Either Carling sensed he was deep in thought, or she was preoccupied with thoughts of her own, for they made the trip in almost complete silence. After following the underwater fissure and completing the passage, they kicked upward. On the other side, daylight rippled along the water’s surface. Rune’s lungs had begun to burn by the time they broke the surface on a pale, chill fog-enshrouded day.
They treaded water as they gathered their bearings. Rune asked, “How do other Vampyres make that crossing safely when you never know what time it is going to be on the other side? Rhoswen’s face, hands and part of her feet were exposed.”
Carling shoved her soaking hair out of her eyes. She started to swim, and Rune kicked along beside her. “They can take precautions and dress so they are completely covered before they make the swim,” Carling said. “There is also an underwater tunnel here, and a cave on the other side. When they are coming up from the passageway, they have plenty of time to see whether or not it’s daylight. Then they can stay underwater and swim to either the tunnel or the cave. On this side, the tunnel is part of an old city sewage system.”
“I’ve heard stories about old secret tunnels under San Francisco,” Rune said. “There’re supposed to be Vampyre and opium hangouts.”
“Most people think the stories are an urban legend, but they’re real. They’re not safe and it’s not just because of Vampyres and drug addicts—dangerous creatures live in those tunnels.”
“Coolio,” said Rune. “Sounds like a fun vacation spot.”
Carling shook her head. He was irrepressible. She said, “The particular tunnel I’m talking about is straightforward enough. It leads up to a street-level building with the windows blocked out. Most of the Vampyres don’t take the chance that something might happen in the water and leave them floating exposed to the surface, so they take extra precautions and wrap up from head to toe anyway.”
“I would too.” Rune rolled in the water. “You know, it’s a nice day for a swim and all, but if you’re game, I can get us to shore a lot quicker.”
She looked at him questioningly. “I’m game.”
He kicked around so that his back was to her. “Put your arms around my neck.”
He almost groaned aloud from pleasure as she slipped her cool arms around his neck and her curved body brushed against him. He handed her the container’s strap. She said, “Taking off from the water must be strenuous.”

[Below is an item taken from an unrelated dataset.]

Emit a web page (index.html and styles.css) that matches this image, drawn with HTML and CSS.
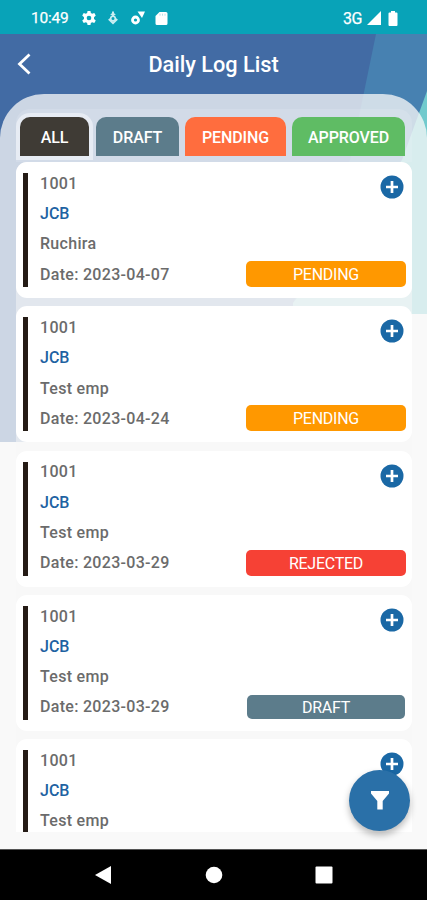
FILE: index.html
```html
<!DOCTYPE html>
<html lang="en">
<head>
<meta charset="utf-8">
<title>Daily Log List</title>
<link rel="stylesheet" href="styles.css">
</head>
<body>
<svg width="0" height="0" class="defs"><defs>
<symbol id="plus" viewBox="0 0 24 24"><circle cx="12" cy="12" r="11.500" fill="#1a68a5"/><path d="M12 6v12M6 12h12" stroke="#fff" stroke-width="2.700"/></symbol>
</defs></svg>
<div class="phone">
  <svg class="backdrop" viewBox="0 0 427 850">
    <path d="M0 34H427V314H293V442H0Z" fill="#426ba4"/>
    <path d="M376 34H427V314H293V303L350 160Z" fill="#4781b1"/>
    <path d="M427 91L402 160L293 303V314H427Z" fill="#71cacd"/>
  </svg>
  <header class="status">
    <span class="time">10:49</span>
    <svg class="s-gear" viewBox="0 0 24 24"><path fill="#fff" fill-rule="evenodd" d="M9.500 0h5l.7 3.600 2.200 1.300 3.700-1.300 2.500 4.300-3 2.600v3l3 2.600-2.500 4.300-3.700-1.300-2.200 1.300-.7 3.600h-5l-.7-3.600-2.200-1.300-3.700 1.300L.4 16.100l3-2.600v-3l-3-2.600 2.500-4.300 3.700 1.300 2.200-1.300ZM12 8a4 4 0 1 0 0 8 4 4 0 0 0 0-8Z"/></svg>
    <svg class="s-mic" viewBox="0 0 12 16"><path d="M6 1.500v5" stroke="#c9edf1" stroke-width="2"/><path d="M3.800 5L6 3l2.200 2" stroke="#c9edf1" stroke-width="1.200" fill="none"/><path d="M1.800 9L6 13l4.200-4" stroke="#c9edf1" stroke-width="2" fill="none"/><circle cx="6" cy="8.500" r="2.300" fill="none" stroke="#c9edf1" stroke-width="1.600"/></svg>
    <svg class="s-link" viewBox="0 0 16 16"><circle cx="5.500" cy="10" r="3" fill="none" stroke="#fff" stroke-width="2.800"/><path d="M7.500 1.500H15L12 8Z" fill="#fff"/></svg>
    <svg class="s-card" viewBox="0 0 13 15"><path d="M4.500 1H11a1.500 1.500 0 0 1 1.500 1.500v10A1.500 1.500 0 0 1 11 14H2A1.500 1.500 0 0 1 .5 12.500V5Z" fill="#fff"/><path d="M5 2.700v2M7.500 2.700v2M10 2.700v2" stroke="#a7dbe2" stroke-width=".8"/></svg>
    <span class="network">3G</span>
    <svg class="s-signal" viewBox="0 0 14 14"><path d="M14 0V14H0Z" fill="#fff"/></svg>
    <svg class="s-battery" viewBox="0 0 10 15"><path d="M3 0H7V1.500H8.500Q9.500 1.500 9.500 2.500V14Q9.500 15 8.500 15H1.500Q.5 15 .5 14V2.500Q.5 1.500 1.500 1.500H3Z" fill="#fff"/></svg>
  </header>
  <div class="titlebar">
    <svg class="back" viewBox="0 0 14 22"><path d="M12.500 1.500L2.500 11L12.500 20.500" fill="none" stroke="#fff" stroke-width="2.800"/></svg>
    <h1>Daily Log List</h1>
  </div>
  <main class="sheet">
    <div class="panel">
      <nav class="tabs">
        <div class="tab all">ALL</div><div class="tab draft">DRAFT</div><div class="tab pending">PENDING</div><div class="tab approved">APPROVED</div>
      </nav>
      <section class="list">
        <article class="card"><div class="info"><p>1001</p><p class="name">JCB</p><p>Ruchira</p><p>Date: 2023-04-07</p></div><svg class="add"><use href="#plus"/></svg><div class="badge b-pending">PENDING</div></article>
        <article class="card"><div class="info"><p>1001</p><p class="name">JCB</p><p>Test emp</p><p>Date: 2023-04-24</p></div><svg class="add"><use href="#plus"/></svg><div class="badge b-pending">PENDING</div></article>
        <article class="card"><div class="info"><p>1001</p><p class="name">JCB</p><p>Test emp</p><p>Date: 2023-03-29</p></div><svg class="add"><use href="#plus"/></svg><div class="badge b-rejected">REJECTED</div></article>
        <article class="card"><div class="info"><p>1001</p><p class="name">JCB</p><p>Test emp</p><p>Date: 2023-03-29</p></div><svg class="add"><use href="#plus"/></svg><div class="badge b-draft">DRAFT</div></article>
        <article class="card last"><div class="info"><p>1001</p><p class="name">JCB</p><p>Test emp</p></div><svg class="add"><use href="#plus"/></svg></article>
      </section>
    </div>
  </main>
  <div class="fab"><svg viewBox="0 0 18 20"><path d="M0 0H18V2.500L11.700 10V18.500H6.300V10L0 2.500Z" fill="#fff"/></svg></div>
  <footer class="navbar">
    <svg viewBox="0 0 18 18"><path d="M1 9L17 0V18Z" fill="#fff"/></svg>
    <svg viewBox="0 0 18 18"><circle cx="9" cy="9" r="8.300" fill="#fff"/></svg>
    <svg viewBox="0 0 18 18"><rect x=".5" y=".5" width="17" height="17" rx="1" fill="#fff"/></svg>
  </footer>
</div>
</body>
</html>
```
FILE: styles.css
```css
* { box-sizing: border-box; }
body { margin: 0; font-family: Roboto, sans-serif; }
svg { display: block; flex: none; }
p, h1 { margin: 0; }
.defs { position: absolute; }
.phone { position: relative; width: 427px; height: 900px; overflow: hidden; background: #f8f8f8; display: flex; flex-direction: column; isolation: isolate; }
.backdrop { position: absolute; top: 0; left: 0; width: 427px; height: 850px; z-index: -1; }
.status { height: 34px; flex: none; background: #08a3b8; color: #fff; display: flex; align-items: center; padding: 2px 29px 0 31px; font-size: 16px; }
.time { width: 51px; font-size: 15.5px; letter-spacing: -.2px; -webkit-text-stroke: .25px #fff; }
.s-gear { width: 14px; height: 14px; margin-right: 11px; }
.s-mic { width: 12px; height: 16px; margin-right: 11px; }
.s-link { width: 16px; height: 16px; margin-right: 9px; }
.s-card { width: 13px; height: 15px; }
.network { margin-left: auto; margin-right: 5px; letter-spacing: -.5px; -webkit-text-stroke: .25px #fff; }
.s-signal { width: 14px; height: 14px; margin-right: 7px; }
.s-battery { width: 10px; height: 15px; }
.titlebar { height: 60px; flex: none; display: grid; grid-template-columns: 50px 1fr 50px; align-items: center; }
.titlebar h1 { color: #fff; font-size: 21.7px; line-height: 26px; font-weight: 500; text-align: center; padding-top: 1px; }
.back { width: 14px; height: 22px; margin-left: 17px; }
.sheet { height: 755px; flex: none; border-radius: 44px 44px 0 0; background: rgba(248, 248, 248, .76); padding: 15px 16px 0; }
.panel { width: 396px; height: 723px; }
.tabs { display: flex; height: 53px; padding: 8px 0 6px 4px; border-radius: 14px 14px 0 0; background: rgba(248, 248, 255, .15); }
.tab { height: 39px; border-radius: 10px 10px 0 0; color: #fff; font-size: 16px; font-weight: 500; display: flex; align-items: center; justify-content: center; padding-top: 1px; letter-spacing: -.1px; }
.all { width: 69px; background: #3f3b35; margin-right: 7px; box-shadow: 0 0 0 4px rgba(240, 243, 250, .7); }
.draft { width: 83px; background: #5c7c8b; margin-right: 6px; }
.pending { width: 101px; background: #ff6d3e; margin-right: 6px; }
.approved { width: 113px; background: #5fbc64; }
.list { display: flex; flex-direction: column; gap: 8.3px; border-radius: 11px; background: rgba(248, 248, 248, .5); }
.card { height: 136px; flex: none; background: #fff; border-radius: 11px; padding: 11px 6px 11px 7px; display: grid; grid-template-columns: 1fr 160px; grid-template-rows: 1fr 26px; }
.info { grid-row: 1 / 3; border-left: 5px solid #251b15; padding-left: 12px; height: 114px; color: #6b6b6b; font-size: 16px; line-height: 30.3px; font-weight: 500; letter-spacing: .3px; }
.info p { height: 30.3px; }
.info p:first-child { margin-top: -4.300px; }
.info .name { color: #1e62a2; letter-spacing: 0; }
.add { width: 24px; height: 24px; justify-self: end; margin-right: 2px; margin-top: 2px; }
.badge { height: 26px; border-radius: 5px; color: #fff; font-size: 16px; line-height: 27px; text-align: center; letter-spacing: -.25px; }
.b-pending { background: #ff9800; }
.b-rejected { background: #f64135; }
.b-draft { background: #5c7c8b; margin: 1px; height: 24px; line-height: 25px; }
.last { height: 93px; padding-bottom: 0; border-radius: 11px 11px 0 0; }
.last .info { height: 82px; }
.fab { position: absolute; left: 349px; top: 770px; width: 61px; height: 61px; border-radius: 50%; background: #2a70a8; box-shadow: 0 4px 7px rgba(0, 0, 0, .28); display: flex; align-items: center; justify-content: center; }
.fab svg { width: 18px; height: 20px; }
.navbar { height: 51px; flex: none; background: #000; border-top: 1px solid #555; display: flex; justify-content: space-between; padding: 16px 94px 0; }
.navbar svg { width: 18px; height: 18px; }
```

“It’s not the smoothest way to get in the air,” he said. “So hold on tight.”
Her arms tightened, which pressed her breasts against his back, and his cock stiffened again despite the cold swim. He shook his head hard so that drops flew. Then he kicked into a swim, moving faster and harder as he changed into his Wyr form. He waited until he felt her find her place on his back, her arms still tight around his eagle’s neck as she gripped him with her knees. Then with a massive heave, he lunged up out of the water as his giant wings unfurled and hammered down several times hard and fast.
He had not exaggerated. It was not the smoothest way for a gryphon to take to the air. He basically had to claw his massive body out of the water through sheer strength and speed, but within moments he had them airborne. Carling laughed as he worked into a steep ascent and the tall ghostly lines of the Golden Gate Bridge appeared in the fog ahead of them. He smiled to hear her laughter. She sounded so carefree and full of glee, so unlike the intense, dark-spirited woman who had met him in her great hall just a few days ago.
Then he banked and wheeled into a turn, and they flew toward the city.